- Born: Malcolm Sharpe April 2, 1936 Cambridge, Massachusetts, U.S.
- Died: March 10, 2020 (aged 83) Berkeley, California, U.S.
- Occupations: Radio host, comedian
- Employer: KGO

= Mal Sharpe =

American broadcaster (1936–2020)

Malcolm Sharpe (April 2, 1936 – March 10, 2020) was an American television and radio personality with roots in San Francisco, California.

==Life and career==

In the early 1960s, the Cambridge, Massachusetts-born Sharpe collaborated with Jim Coyle to create a series of comic on-the-street interviews for San Francisco radio station KGO. Armed with a tape recorder, Coyle and Sharpe confronted pedestrians with unusual questions or strange behavior. In a 1964 interview with Newsweek magazine, Sharpe explained "We try to pose an almost plausible question, then proceed step by step into absurdity until the interviewee is seething."

After four years of recording short skits for KGO, Coyle and Sharpe recorded a hidden camera television pilot in 1964 called The Imposters with host George Fenneman but it remained unsold and was never aired in full. A 2006 four disc box set of 1960s material titled These 2 Men Are Impostors contains The Imposters pilot in addition to KGO radio recordings and previously unreleased pranks. Along with Coyle, he also recorded two comedy albums of street pranks in 1964 for the Warner Brothers record label. As a solo performer, he later released two albums.

In 1968, Sharpe conducted a series of man-on-the-street interviews for a sequence in the film Head starring the Monkees. Most of Sharpe's questions were omitted from the film "for effect", though he is heard asking "Are you telling me that you don't see the connection between government and laughing at people?" Selections from the sequence was edited into the track "Poll" on the film's soundtrack album.
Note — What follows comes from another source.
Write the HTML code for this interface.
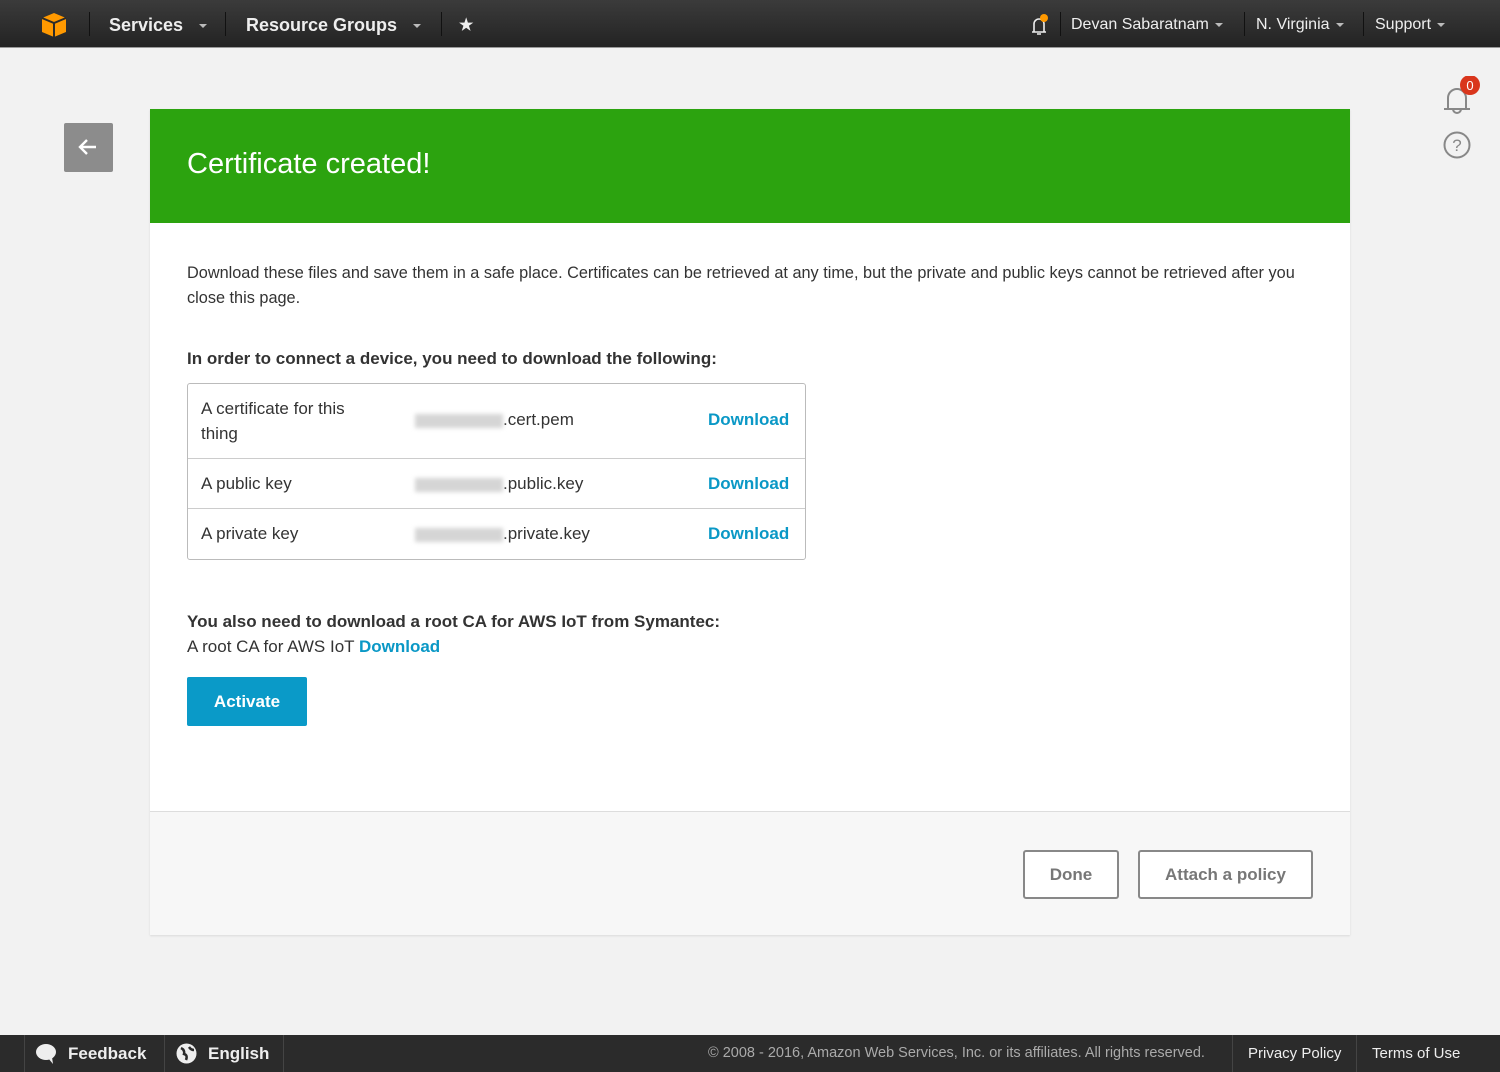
<!DOCTYPE html>
<html><head><meta charset="utf-8"><style>
*{box-sizing:border-box;margin:0;padding:0}
body{width:1500px;height:1072px;background:#f2f2f2;font-family:"Liberation Sans",sans-serif;position:relative;overflow:hidden;color:#333}
.nav{position:absolute;left:0;top:0;width:1500px;height:48px;background:linear-gradient(#3b3b3b,#232323);border-bottom:1px solid #999}
.nav .t{position:absolute;top:15px;color:#eee;font-size:18px;font-weight:bold}
.nav .n{position:absolute;top:16px;color:#eee;font-size:16px}
.sep{position:absolute;top:12px;width:1px;height:24px;background:#111}
.car{display:inline-block;width:0;height:0;border-left:4px solid transparent;border-right:4px solid transparent;border-top:4px solid #bbb;vertical-align:middle;margin-left:6px}
.back{position:absolute;left:64px;top:123px;width:49px;height:49px;background:#8c8c8c;border-radius:2px}
.card{position:absolute;left:150px;top:109px;width:1200px;height:826px;background:#fff;box-shadow:0 1px 2px rgba(0,0,0,.1)}
.green{height:114px;background:#2ca30f;color:#fff;font-size:29px;padding:39px 0 0 37px}
.body{padding:0 37px;font-size:16px;color:#333}
.tbl{position:absolute;left:37px;top:274px;width:619px;height:177px;border:1px solid #bbb;border-radius:3px}
.row{position:absolute;left:0;width:617px;border-top:1px solid #ccc}
.row span{position:absolute;font-size:17px}
.dl{color:#0a98c6;font-weight:bold}
.blur{display:inline-block;width:88px;height:14px;background:#d5d5d5;filter:blur(2px);vertical-align:middle}
.foot{position:absolute;left:0;top:702px;width:1200px;height:124px;background:#f7f7f7;border-top:1px solid #ddd}
.btn{position:absolute;top:38px;height:49px;border:2px solid #888;border-radius:3px;background:#fff;color:#777;font-weight:bold;font-size:17px;text-align:center;line-height:45px}
.bb{position:absolute;left:0;top:1035px;width:1500px;height:37px;background:#2b2b2b;color:#eee}
</style></head><body>
<div class="nav">
<svg style="position:absolute;left:41px;top:12px" width="26" height="26" viewBox="0 0 26 26"><path d="M13 1 L25 6 V20 L13 25 L1 20 V6Z" fill="#f90"/><path d="M1 6 L13 11 L25 6 M13 11 V25" stroke="#2b2b2b" stroke-width="2" fill="none"/></svg>
<div class="sep" style="left:89px"></div>
<div class="t" style="left:109px">Services<span class="car" style="margin-left:16px"></span></div>
<div class="sep" style="left:225px"></div>
<div class="t" style="left:246px">Resource Groups<span class="car" style="margin-left:16px"></span></div>
<div class="sep" style="left:441px"></div>
<div class="t" style="left:459px;font-size:16px">★</div>
<svg style="position:absolute;left:1028px;top:13px" width="24" height="24" viewBox="0 0 24 24"><path d="M4 19 H18 M6 19 V11 a5 5 0 0 1 10 0 V19 M9 21 h4" stroke="#eee" stroke-width="1.6" fill="none"/><circle cx="16" cy="5" r="4" fill="#f90"/></svg>
<div class="sep" style="left:1060px"></div>
<div class="n" style="left:1071px">Devan Sabaratnam<span class="car"></span></div>
<div class="sep" style="left:1244px"></div>
<div class="n" style="left:1256px">N. Virginia<span class="car"></span></div>
<div class="sep" style="left:1363px"></div>
<div class="n" style="left:1375px">Support<span class="car"></span></div>
</div>
<svg style="position:absolute;left:1440px;top:76px" width="44" height="40" viewBox="0 0 44 40"><path d="M4 33 H30 M8 33 V22 a9 9 0 0 1 18 0 V33 M13 33 a4 4 0 0 0 8 0" stroke="#888" stroke-width="2" fill="none"/><circle cx="30" cy="9" r="10" fill="#d9361c"/><text x="30" y="14" fill="#fff" font-size="13" text-anchor="middle" font-family="Liberation Sans">0</text></svg>
<svg style="position:absolute;left:1443px;top:131px" width="28" height="28" viewBox="0 0 28 28"><circle cx="14" cy="14" r="12.5" stroke="#888" stroke-width="2" fill="none"/><text x="14" y="20" fill="#888" font-size="17" text-anchor="middle" font-family="Liberation Sans">?</text></svg>
<div class="back"><svg width="49" height="49" viewBox="0 0 49 49"><path d="M32 24 H17 M23 17 L16 24 L23 31" stroke="#fff" stroke-width="2.4" fill="none"/></svg></div>
<div class="card">
<div class="green">Certificate created!</div>
<div class="body">
<p style="position:absolute;left:37px;top:152px;width:1130px;line-height:25px;font-size:16.3px">Download these files and save them in a safe place. Certificates can be retrieved at any time, but the private and public keys cannot be retrieved after you close this page.</p>
<p style="position:absolute;left:37px;top:240px;font-weight:bold;font-size:17px">In order to connect a device, you need to download the following:</p>
<div class="tbl">
<div class="row" style="top:-1px;height:75px;border-top:none"><span style="left:13px;top:13px;line-height:25px">A certificate for this<br>thing</span><span style="left:227px;top:27px"><i class="blur"></i>.cert.pem</span><span class="dl" style="left:520px;top:27px">Download</span></div>
<div class="row" style="top:74px;height:51px"><span style="left:13px;top:15px">A public key</span><span style="left:227px;top:15px"><i class="blur"></i>.public.key</span><span class="dl" style="left:520px;top:15px">Download</span></div>
<div class="row" style="top:124px;height:51px"><span style="left:13px;top:15px">A private key</span><span style="left:227px;top:15px"><i class="blur"></i>.private.key</span><span class="dl" style="left:520px;top:15px">Download</span></div>
</div>
<p style="position:absolute;left:37px;top:503px;font-weight:bold;font-size:17px">You also need to download a root CA for AWS IoT from Symantec:</p>
<p style="position:absolute;left:37px;top:528px;font-size:17px">A root CA for AWS IoT <span class="dl">Download</span></p>
<div style="position:absolute;left:37px;top:568px;width:120px;height:49px;background:#0a9ac8;border-radius:2px;color:#fff;font-weight:bold;font-size:17px;text-align:center;line-height:49px">Activate</div>
</div>
<div class="foot">
<div class="btn" style="left:873px;width:96px">Done</div>
<div class="btn" style="left:988px;width:175px">Attach a policy</div>
</div>
</div>
<div class="bb">
<div style="position:absolute;left:24px;top:0;width:1px;height:37px;background:#444"></div>
<svg style="position:absolute;left:35px;top:8px" width="22" height="22" viewBox="0 0 22 22"><ellipse cx="11" cy="9" rx="10" ry="8" fill="#eee"/><path d="M13 15 L18 21 L17 14Z" fill="#eee"/></svg>
<div style="position:absolute;left:68px;top:9px;font-weight:bold;font-size:17px">Feedback</div>
<div style="position:absolute;left:164px;top:0;width:1px;height:37px;background:#444"></div>
<svg style="position:absolute;left:176px;top:8px" width="21" height="21" viewBox="0 0 21 21"><circle cx="10.5" cy="10.5" r="10" fill="#eee"/><path d="M5 5 q4 2 3 6 q4 1 2 6 M13 4 q2 3 5 3" stroke="#2b2b2b" stroke-width="2.5" fill="none"/></svg>
<div style="position:absolute;left:208px;top:9px;font-weight:bold;font-size:17px">English</div>
<div style="position:absolute;left:283px;top:0;width:1px;height:37px;background:#444"></div>
<div style="position:absolute;left:708px;top:10px;font-size:14.5px;color:#aaa">© 2008 - 2016, Amazon Web Services, Inc. or its affiliates. All rights reserved.</div>
<div style="position:absolute;left:1232px;top:0;width:1px;height:37px;background:#444"></div>
<div style="position:absolute;left:1248px;top:10px;font-size:15px">Privacy Policy</div>
<div style="position:absolute;left:1356px;top:0;width:1px;height:37px;background:#444"></div>
<div style="position:absolute;left:1372px;top:10px;font-size:15px">Terms of Use</div>
</div>
</body></html>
In 1971, Sharpe continued as a solo interviewer with a syndicated TV series titled The Street People. In the 1980s he hosted a series of public television specials titled Mal Sharpe's San Francisco which included a mixture of new material and older clips.

Sharpe was a "trad jazz" fan and said that he moved to San Francisco after seeing a Turk Murphy's Jazz Band album cover. He began playing the trombone at 15, and although he "had not kept it up", a chance request to sit in with a jazz group led to a regular gig at a North Beach, San Francisco nightclub in the late 1950s. In the 1980s he established his own Big Money In Jazz band. They regularly appeared at venues such as the Savoy Tivoli and Enrico’s in San Francisco and the No Name Bar in Sausalito.

Sharpe resided in Berkeley, California, with his wife. He hosted a jazz show, Back on Basin Street, from 9:00 to 11:00 p.m. Sunday Pacific Time on KCSM at the College of San Mateo in California. The final Back on Basin Street was aired on Sunday, March 25, 2012. He died on March 10, 2020, of complications from heart surgery at the age of 83.